At a time when innovation and growth are key drivers of success, businesses are also increasingly constrained by reduced budgets and skill shortages. When time and resources are at a premium, many organizations are recognizing the importance of effective project management to ensure successful innovation. According to the most recent Global Project Management Report by Price Waterhouse Coopers (PWC), 97 percent of respondents would describe project management as critical to organizational success.
But project management in today’s operating environment is challenging. Managers must make decisions in the midst of a fast-changing economic, social, and political landscape, where it has become increasingly difficult to anticipate future circumstances. Many projects take longer than anticipated or cost more than expected, resulting in missed deadlines and lost opportunities. Project managers often delegate tasks and may lose track of the project results. Others overextend resources and attempt to take on too many initiatives at one time, resulting quality loss or failure.
A recent survey by Daptiv revealed that 24 percent of the project managers responding did not engage in a formal project review. Mistakes often repeat with high costs, imposing on already constrained budgets and reducing organizational effectiveness.
So, how can project managers keep up with competing demands and ensure they remain competitive in today’s business environment?
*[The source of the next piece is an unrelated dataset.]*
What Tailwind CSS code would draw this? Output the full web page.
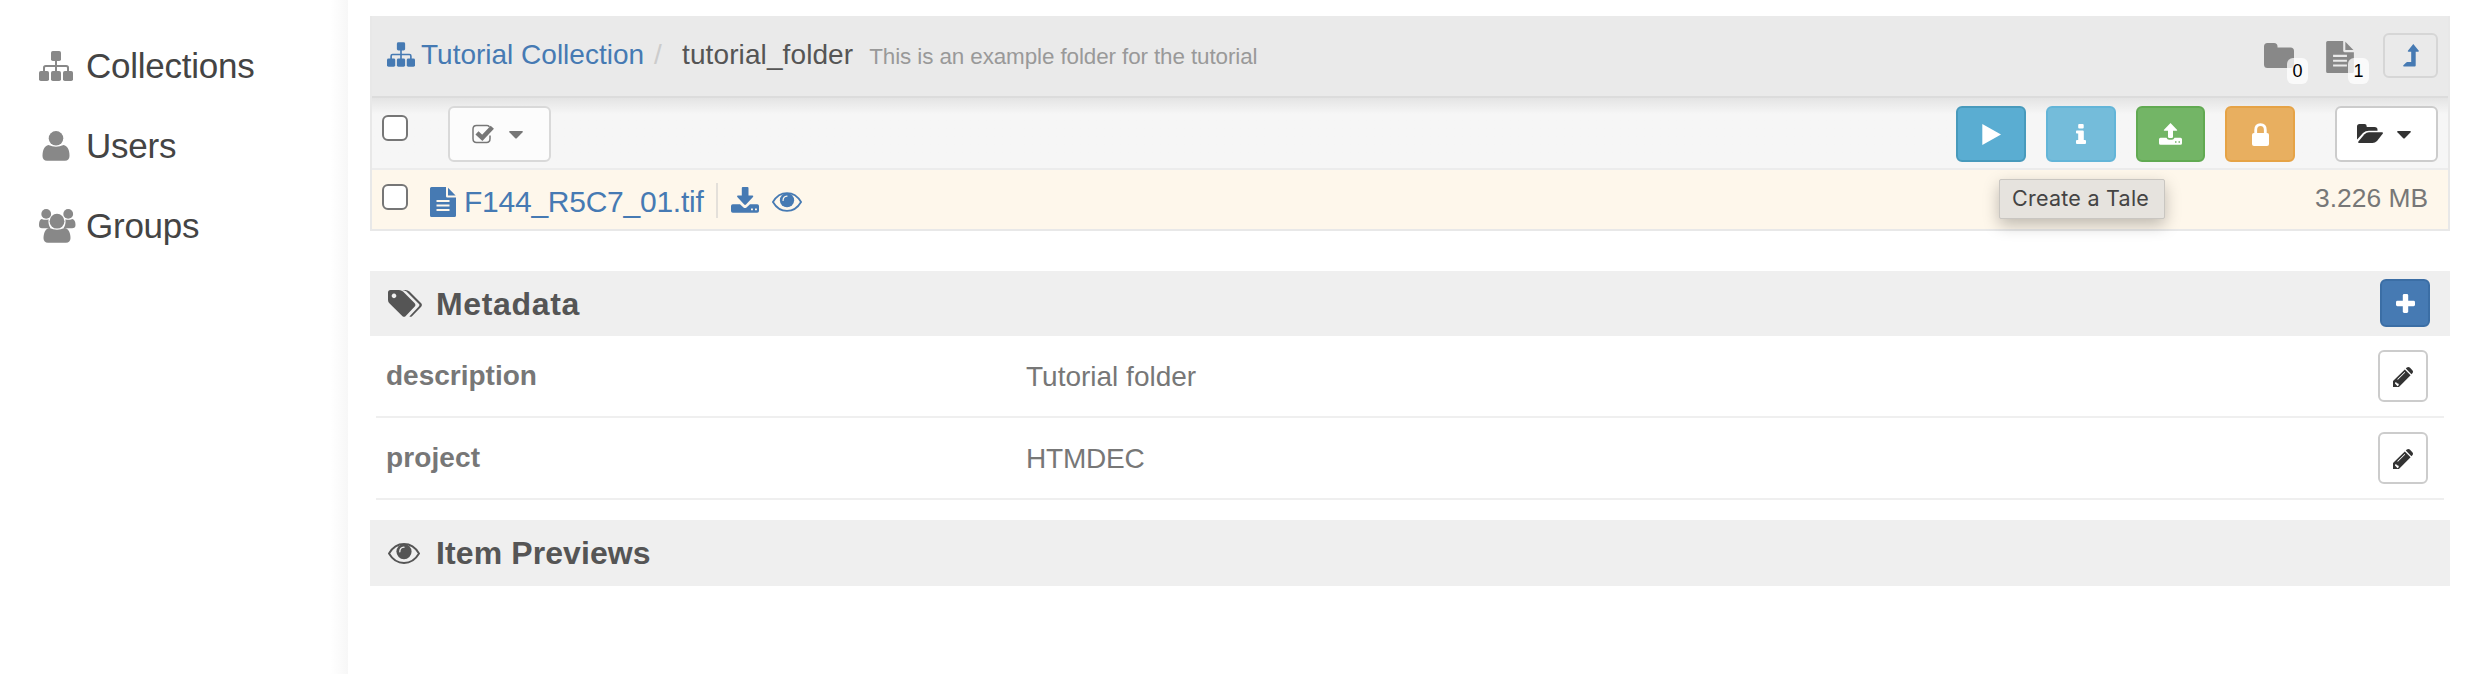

There are solutions available that appear to facilitate effective project management. For example, many IT firms use project portfolio management systems to manage finances, deadlines, risks, and resources to improve the efficiency, quality, and costs of projects. In another recent survey of three hundred project managers, Daptiv found that 64 percent reported using the system as a project management tool.
Project management tools and software can make a difference and help to reduce costly errors. However, many managers are aware of project management issues and attempt to address these through improving processes, while neglecting the people involved.
Are key stakeholders and personnel engaged in the project? Are they actively participating in idea generation and innovation? Do they want the project to succeed? If not, how can business leaders increase engagement and innovation while still managing the processes, budgets, and time constraints?
By engaging the employees who will ultimately be tasked with executing these projects results not only in better ideas to fuel the execution plan, but it also results in better execution of that plan through greater alignment. And it makes sense – because these are the ideas of the front lines themselves.
According to a recent Gallup Business Journal article, business leaders who want to innovate must consider both the process and the people. They may benefit from project management applications that allow key staff to contribute their ideas and to monitor the evolution of the project in real time. As team members contribute and see their ideas implemented as part of the process, their motivation to invest their skills and effort into the project should increase, as well. This creates a momentum that prompts attention to detail and success of the project, whereby team members are compelled to manage and ensure a high quality, timely, and cost effective return.